Подобные феномены могут быть наглядно проиллюстрированы на примере внедрения в сознание советско-российского социума двух антонимичных (и при этом – комплементарных) импортных метафор: свободный мир и тюрьма народов .
Калибан: Свобода, эгей! Эгей, свобода! Свобода, эгей! Свобода!
У. Шекспир
Никак я не мог понять, чем отличить кадета от народного социалиста, трудовика от анархиста, и изо всех речей оставалось в памяти только одно слово: «Свобода… свобода… свобода…»
А. Гайдар
Понятие свобода – одно из тех, что неизменно актуальны на протяжении всей истории человеческого общества и в силу этого столь же неизменно притягательны для разноаспектного осмысления и изучения представителями различных гуманитарных наук.
Приведем в качестве примера данные недавнего исследования, посвященного раскрытию национальной специфики бытования концепта свободная страна (насколько именно такой концепт можно вычленить вообще – это, конечно, тема отдельного обсуждения) в русском, немецком и американском когнитивном сознании (правда, здесь не объясняется, что такое не когнитивное сознание): автор исходит из того, что «в отличие от многих идиом свободная страна явно имеет смысл, который можно объективировать, а следовательно, извлечь» [Онищенко 2009: 91] (опять же, насколько это словосочетание идиоматично – уже другой вопрос: скорее, надо было бы, наверное, говорить о фразеологизированном идеологическом стереотипе).
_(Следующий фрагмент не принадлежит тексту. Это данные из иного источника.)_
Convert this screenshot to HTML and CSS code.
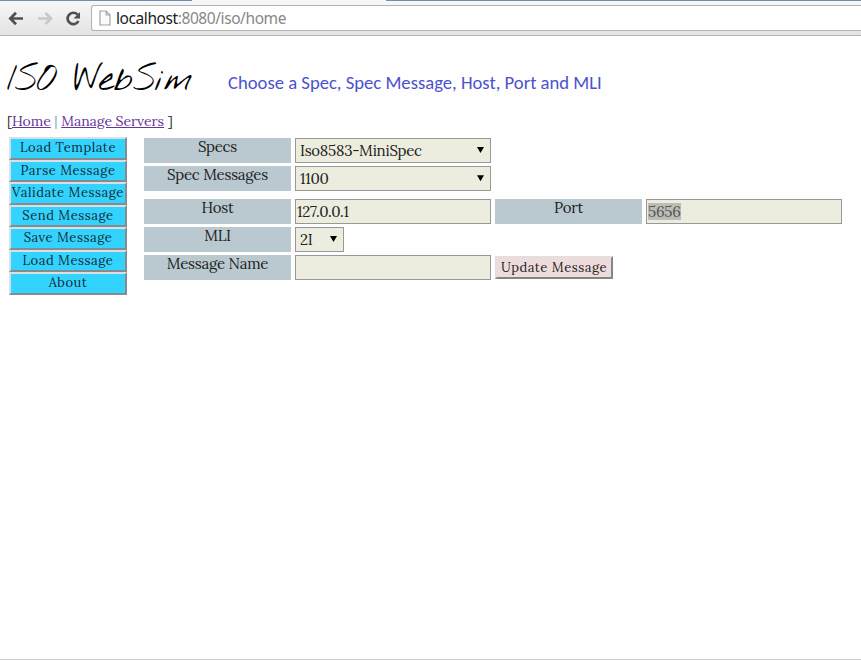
FILE: index.html
```
<!DOCTYPE html>
<html lang="en">
<head>
<meta charset="utf-8">
<title>ISO WebSim</title>
<link rel="stylesheet" href="styles.css">
</head>
<body>
<div class="browser">
  <div class="tabs"><span class="tab"></span></div>
  <svg class="nav" width="91" height="32" viewBox="0 0 91 32" fill="none">
    <path d="M10 14.5H23M16 8.8L10.3 14.5L16 20.2" stroke="#505050" stroke-width="2.7"/>
    <path d="M38 14.5H51M45.5 9L51 14.5L45.5 20" stroke="#c8c8c8" stroke-width="2.6"/>
    <path d="M77.5 10.6A5.7 5.7 0 1 0 78.4 17" stroke="#505050" stroke-width="2.7"/>
    <path d="M80 8V14.5H73.5Z" fill="#505050"/>
  </svg>
  <div class="address">
    <svg width="12" height="16" viewBox="0 0 12 16"><path d="M1 1H7.2L11 5V15H1ZM7.2 1V5H11" fill="#fafafa" stroke="#a3a3a3" stroke-width="1.2"/></svg>
    <span class="url">localhost<span class="path">:8080/iso/home</span></span>
  </div>
</div>
<main class="page">
  <header class="heading">
    <h1 class="logo">ISO WebSim</h1>
    <p class="hint">Choose a Spec, Spec Message, Host, Port and MLI</p>
  </header>
  <nav class="links">[<a href="#">Home</a> <span class="bar">|</span> <a href="#">Manage Servers</a> ]</nav>
  <div class="content">
    <div class="menu">
      <button>Load Template</button>
      <button>Parse Message</button>
      <button>Validate Message</button>
      <button>Send Message</button>
      <button>Save Message</button>
      <button>Load Message</button>
      <button>About</button>
    </div>
    <div class="form">
      <div class="row"><div class="label">Specs</div><div class="field select"><span>Iso8583-MiniSpec</span><i class="arrow"></i></div></div>
      <div class="row group-end"><div class="label">Spec Messages</div><div class="field select"><span>1100</span><i class="arrow"></i></div></div>
      <div class="row"><div class="label">Host</div><div class="field">127.0.0.1</div><div class="label">Port</div><div class="field"><span class="selected">5656</span></div></div>
      <div class="row"><div class="label">MLI</div><div class="field select small"><span>2I</span><i class="arrow"></i></div></div>
      <div class="row"><div class="label">Message Name</div><div class="field"></div><button class="update">Update Message</button></div>
    </div>
  </div>
</main>
</body>
</html>
```
FILE: styles.css
```
* { box-sizing: border-box; }
body {
  margin: 0;
  height: 660px;
  overflow: hidden;
  display: flex;
  flex-direction: column;
  background: #fefefe;
  color: #222;
  font: 15px/20px Lora, "Liberation Serif", serif;
  letter-spacing: -.25px;
  border-bottom: 1px solid #cfcfcf;
}
.browser {
  height: 36px;
  flex: none;
  display: grid;
  grid-template: 5px 30px / 91px 1fr;
  background: linear-gradient(#f8f8f8, #e3e3e3);
  border-bottom: 1px solid #b3b3b3;
}
.tabs { grid-column: 1 / 3; height: 1px; background: #738cb5; }
.tab { display: block; width: 194px; height: 1px; margin-left: 192px; background: #f7f7f7; }
.nav { margin-top: -1px; }
.address {
  height: 26px;
  display: flex;
  align-items: center;
  gap: 6px;
  padding-left: 7px;
  background: #fff;
  border: 1px solid #b3b3b3;
  border-right: 0;
  border-radius: 3px 0 0 3px;
}
.url { font: 15.5px/22px "Noto Sans", sans-serif; color: #222; letter-spacing: -.42px; margin-left: -1px; }
.path { color: #888; }
.page { padding: 24px 0 0 7px; }
.heading { display: flex; height: 50px; }
.logo {
  width: 220px;
  margin: 0;
  color: #000;
  font: 400 36px/40px "Nothing You Could Do", "Shadows Into Light", "Indie Flower", "Gloria Hallelujah", "Patrick Hand", Caveat, "Comic Neue", "Permanent Marker", "Architects Daughter", Kalam, "Comic Sans MS", cursive;
  letter-spacing: 0;
  white-space: nowrap;
}
.hint { margin: 13px 0 0 1px; font: 18.65px/20px Carlito, Lato, sans-serif; letter-spacing: 0; color: #4b52ce; white-space: nowrap; }
.links { height: 20px; padding-top: 1px; font-size: 14px; letter-spacing: -.05px; }
.links a { color: #663399; }
.bar { color: #7d9db5; }
.content { display: flex; align-items: flex-start; margin-top: 8px; }
.menu { width: 118px; margin: -1px 17px 0 2px; display: grid; grid-auto-rows: 22.5px; }
button {
  padding: 0;
  font: 13px/18px Lora, "Liberation Serif", serif;
  letter-spacing: .5px;
  color: #142a33;
  background: #33d3ff;
  border: 2px solid;
  border-color: #d9dfe2 #858b8f #858b8f #d9dfe2;
  white-space: nowrap;
}
.form { display: grid; row-gap: 3.3px; }
.row { display: flex; gap: 4px; height: 25px; }
.group-end { margin-bottom: 4px; }
.label { width: 147px; text-align: center; line-height: 18px; background: #bac9d0; }
.field {
  width: 196px;
  padding: 0 0 0 1px;
  line-height: 24px;
  background: #ecedde;
  border: 1px solid #989898;
}
.select { display: flex; justify-content: space-between; padding: 0 6px 0 4px; }
.small { width: 49px; }
.arrow { width: 7px; height: 6px; margin-top: 8px; background: #000; clip-path: polygon(0 0, 100% 0, 50% 100%); }
.selected { display: inline-block; line-height: 17px; background: #bcbdb6; color: #555; }
.update { width: 118px; height: 23px; margin-top: 1px; color: #222; background: #eedcdc; border-color: #e5dede #858585 #858585 #e5dede; }
```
В результате тщательного анализа с применением взаимодополняющих методик получены довольно интересные результаты: «Для русского языка наиболее частотными лексическими объективациями концепта являются: независимая, суверенность, демократия, богатая, сильная, счастливая, благополучная, справедливая, забота о гражданах, США, Россия … Для американского концепта – это: the USA, Canada, England, democracy, republic, liberty, freedom … Для немецкого концепта: Demokratie, Deutchland, Schweden, Meiningsfreiheit [24] Meiningsfreiheit (нем.) – свобода слова. – Прим. ред.
…» [Онищенко 2009: 92–93]. При рассмотрении полевой организации концепта, состоящей из ядра и периферий, выясняется, что в ядре русского концепта – «это США» (0,49), «является независимой» (0,49), а в ближней периферии – «наличие демократии» (0,39), «это Россия» (0,37); в энциклопедическом поле русского концепта: «это США» (2,07 %), «это Россия» (1,61 %); в ядре концепта a free country – «это США» (0,66 %), «наличие демократии»; в идентификационной зоне – «это США» (3,29 %), «противопоставлена коммунизму» (1,23 %); в ядре немецкого концепта ein freies Land: «наличие демократии» (0,81), «это Германия» (0,59) [Онищенко 2009: 93–96]. Резюмируя: «Самым ярким идентификационным признаком русского концепта является признак «“это США” (0,49), т. е. типичным примером свободной страны для каждого второго российского испытуемого являются США» [Онищенко 2009: 98]. Автор, однако, не особенно углубляется в поиски возможного объяснения такого впечатляющего результата («различие заключается… в степени близости исследуемого явления испытуемым: в американском и немецком национальном сознании “свободная страна – это моя страна” (США и Германия соответственно). В русском же национальном сознании “свободная страна – это США” – прежде всего – и только потом (для значительно меньшего числа людей) Россия» [Онищенко 2009: 101]), ограничиваясь лишь замечаниями о том, что «США позиционируют себя как страна (равных) возможностей» [там же] и о том, что «в отдельных государствах [выходит, и в России тоже! – А. В .] складывается мнение о России как о несвободной стране» [Онищенко 2009: 102].